Minimalism Mini-Project: Digitize Instructions and Warranties
The idea of getting rid of all paper clutter is probably intimidating enough to daze many people into indifference.
Why change a system that already works?
An incredibly valid question. And if you don't mind having a filing cabinet or drawer or bin, then going paperless may not be for you.
I wanted to get rid of my filing cabinets. I used to have two of them for a total of four drawers. They were taking up space and sometimes I would use them to hide other clutter. You may know this routine: cleaning up the house, finding miscellaneous stuffs, not wanting to take the time to evaluate the stuffs, throwing the stuffs into the bottom filing cabinet drawer to hide said stuffs. Hey, Monica Gellar had an entire untidy closet. I had one filing cabinet drawer. I felt like I was ahead of the game. But I digress...
If you're thinking that you'd like to try out a paperless system, then organizing instructions and warranties is a great starting place. Rather than shocking your system with a lofty goal of scanning every important document, receipt, record, certificate, license, photo, contract, and report, start with a manageable task.
1. Gather all of your instructions and warranties.
2. Eliminate anything old.
3. Scan these documents.
4. Save to your digital world of choice.
5. Whenever new instructions or warranties enter your home, scan them right away.
What if I don't have a scanner?
If you have a smartphone or tablet, then there are numerous apps that allow you to use the camera in the phone or tablet as a scanner.
I find Scannable to be quite reliable. While I store many documents in Evernote, I don't have to. I can use Scannable and send the document to email, message, my camera roll, Cloud services like DropBox, or my iCloud account. Check out more about this great little app: Scannable: An Evernote Enhancing App!

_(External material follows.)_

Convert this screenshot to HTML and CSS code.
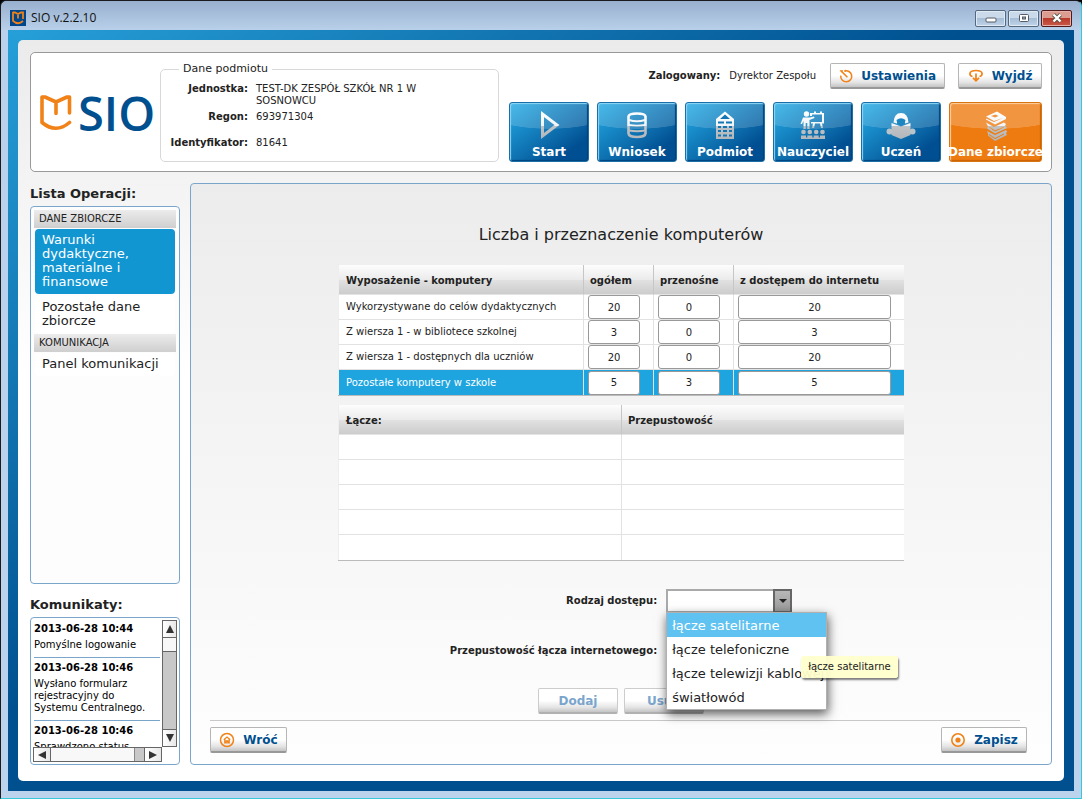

How do I decide where to store these documents?
I'm not overly concerned about storing instructions and warranties in Evernote. I don't consider these documents highly personal or private. However, if you're considering digitizing even more, then you do want to do some research on different Cloud services and what levels of privacy and encryption they offer.
If you're not comfortable with the Cloud, then you don't have to use it. You can store all of your digital records on your hard drive, so long as you have enough space. And as long as you recognize that you need to protect your data with layers of security...unless you're planning on going all Bill Adama and not ever networking your Battlestar.
There are some documents that I don't place in the Cloud. These are records that I know I won't want to access unless I'm home at my desktop computer.
Oh, and I back up my data...religiously! If you don't want to use a Cloud service, then you must commit to backing up your data on an external hard drive. My iMac of three years died about a month or so ago. I had everything backed up on my Time Capsule, so setting up a new MacPro was pretty easy.
This project sounds pretty boring...
Yeah, digital organization isn't exactly exciting. But if you think that you'd like to free up space in your home and eliminate whatever paper folder system you have in place, then becoming comfortable with digital organization is a good idea. And starting with a tiny goal is much more achievable.
Once you get the hang of scanning the documents, the process is pretty much rinse and repeat.
Spend the scanning time watching a favorite movie. I've shared a variety of Programs to Inspire Simple Living. Listen to a podcast, audiobook, or favorite playlist. Or you could just be quiet.
However you choose to spend the scanning time, you know that at the end of the project, you have a pile of paper that you can toss. And that feels pretty great!